■ DATA EXTRACT:
★ ★ ★ ★ ★ ★ ★

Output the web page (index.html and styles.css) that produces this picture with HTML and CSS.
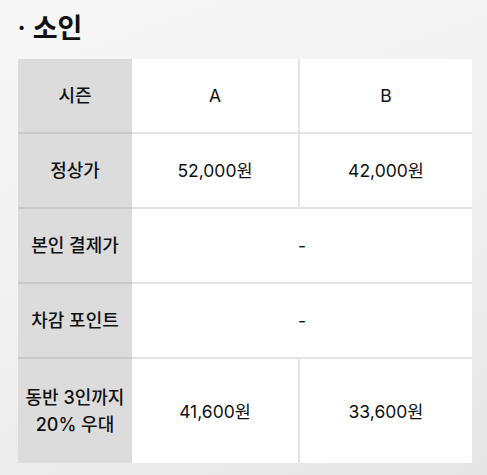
FILE: index.html
```html
<!DOCTYPE html>
<html lang="ko">
<head>
<meta charset="utf-8">
<link rel="stylesheet" href="styles.css">
</head>
<body>
<div class="page">
  <h2 class="title"><span class="dot">·</span> 소인</h2>
  <table class="price">
    <colgroup>
      <col class="c-head">
      <col class="c-a">
      <col class="c-b">
    </colgroup>
    <tr>
      <th>시즌</th>
      <td>A</td>
      <td>B</td>
    </tr>
    <tr>
      <th>정상가</th>
      <td>52,000원</td>
      <td>42,000원</td>
    </tr>
    <tr>
      <th>본인 결제가</th>
      <td colspan="2">-</td>
    </tr>
    <tr>
      <th>차감 포인트</th>
      <td colspan="2">-</td>
    </tr>
    <tr class="last">
      <th>동반 3인까지<br>20% 우대</th>
      <td>41,600원</td>
      <td>33,600원</td>
    </tr>
  </table>
</div>
</body>
</html>
```

FILE: styles.css
```css
html, body {
  margin: 0;
  padding: 0;
  height: 100%;
}
body {
  background: linear-gradient(160deg, #f7f7f7 0%, #f1f1f1 50%, #e6e6e6 100%);
  font-family: Inter, "Noto Sans CJK KR", sans-serif;
  color: #111;
}
.page {
  padding: 6px 15px 0 18px;
}
.title {
  margin: 0 0 12px 0;
  font-family: "Noto Sans CJK KR", sans-serif;
  font-size: 27px;
  line-height: 40px;
  font-weight: 700;
  color: #111;
}
.title .dot {
  font-weight: 700;
  font-size: 22px;
  vertical-align: 2px;
}
.price {
  width: 454px;
  border-collapse: collapse;
  table-layout: fixed;
  background: #fff;
}
.c-head { width: 114px; }
.c-a { width: 167px; }
.c-b { width: 173px; }
.price th, .price td {
  height: 73px;
  padding: 0;
  text-align: center;
  vertical-align: middle;
  font-size: 17.5px;
  line-height: 27px;
  font-weight: 400;
  color: #111;
  border-bottom: 2px solid #e4e4e4;
}
.price th {
  background: #dcdcdc;
  border-bottom-color: #c9c9c9;
  font-size: 18px;
  font-weight: 500;
}
.price td + td {
  border-left: 2px solid #e4e4e4;
}
.price td.dash {
  padding-right: 4px;
}
.price tr.last th, .price tr.last td {
  height: 104px;
  border-bottom: none;
}
```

★ ★ ★ ★ ★ ★ ★

Leave out the pictures and print every line of the data exactly.

Output the web page (index.html and styles.css) that produces this picture with HTML and CSS.
FILE: index.html
```html
<!DOCTYPE html>
<html lang="ko">
<head>
<meta charset="utf-8">
<link rel="stylesheet" href="styles.css">
</head>
<body>
<div class="page">
  <h2 class="title"><span class="dot">·</span> 소인</h2>
  <table class="price">
    <colgroup>
      <col class="c-head">
      <col class="c-a">
      <col class="c-b">
    </colgroup>
    <tr>
      <th>시즌</th>
      <td>A</td>
      <td>B</td>
    </tr>
    <tr>
      <th>정상가</th>
      <td>52,000원</td>
      <td>42,000원</td>
    </tr>
    <tr>
      <th>본인 결제가</th>
      <td colspan="2">-</td>
    </tr>
    <tr>
      <th>차감 포인트</th>
      <td colspan="2">-</td>
    </tr>
    <tr class="last">
      <th>동반 3인까지<br>20% 우대</th>
      <td>41,600원</td>
      <td>33,600원</td>
    </tr>
  </table>
</div>
</body>
</html>
```

FILE: styles.css
```css
html, body {
  margin: 0;
  padding: 0;
  height: 100%;
}
body {
  background: linear-gradient(160deg, #f7f7f7 0%, #f1f1f1 50%, #e6e6e6 100%);
  font-family: Inter, "Noto Sans CJK KR", sans-serif;
  color: #111;
}
.page {
  padding: 6px 15px 0 18px;
}
.title {
  margin: 0 0 12px 0;
  font-family: "Noto Sans CJK KR", sans-serif;
  font-size: 27px;
  line-height: 40px;
  font-weight: 700;
  color: #111;
}
.title .dot {
  font-weight: 700;
  font-size: 22px;
  vertical-align: 2px;
}
.price {
  width: 454px;
  border-collapse: collapse;
  table-layout: fixed;
  background: #fff;
}
.c-head { width: 114px; }
.c-a { width: 167px; }
.c-b { width: 173px; }
.price th, .price td {
  height: 73px;
  padding: 0;
  text-align: center;
  vertical-align: middle;
  font-size: 17.5px;
  line-height: 27px;
  font-weight: 400;
  color: #111;
  border-bottom: 2px solid #e4e4e4;
}
.price th {
  background: #dcdcdc;
  border-bottom-color: #c9c9c9;
  font-size: 18px;
  font-weight: 500;
}
.price td + td {
  border-left: 2px solid #e4e4e4;
}
.price td.dash {
  padding-right: 4px;
}
.price tr.last th, .price tr.last td {
  height: 104px;
  border-bottom: none;
}
```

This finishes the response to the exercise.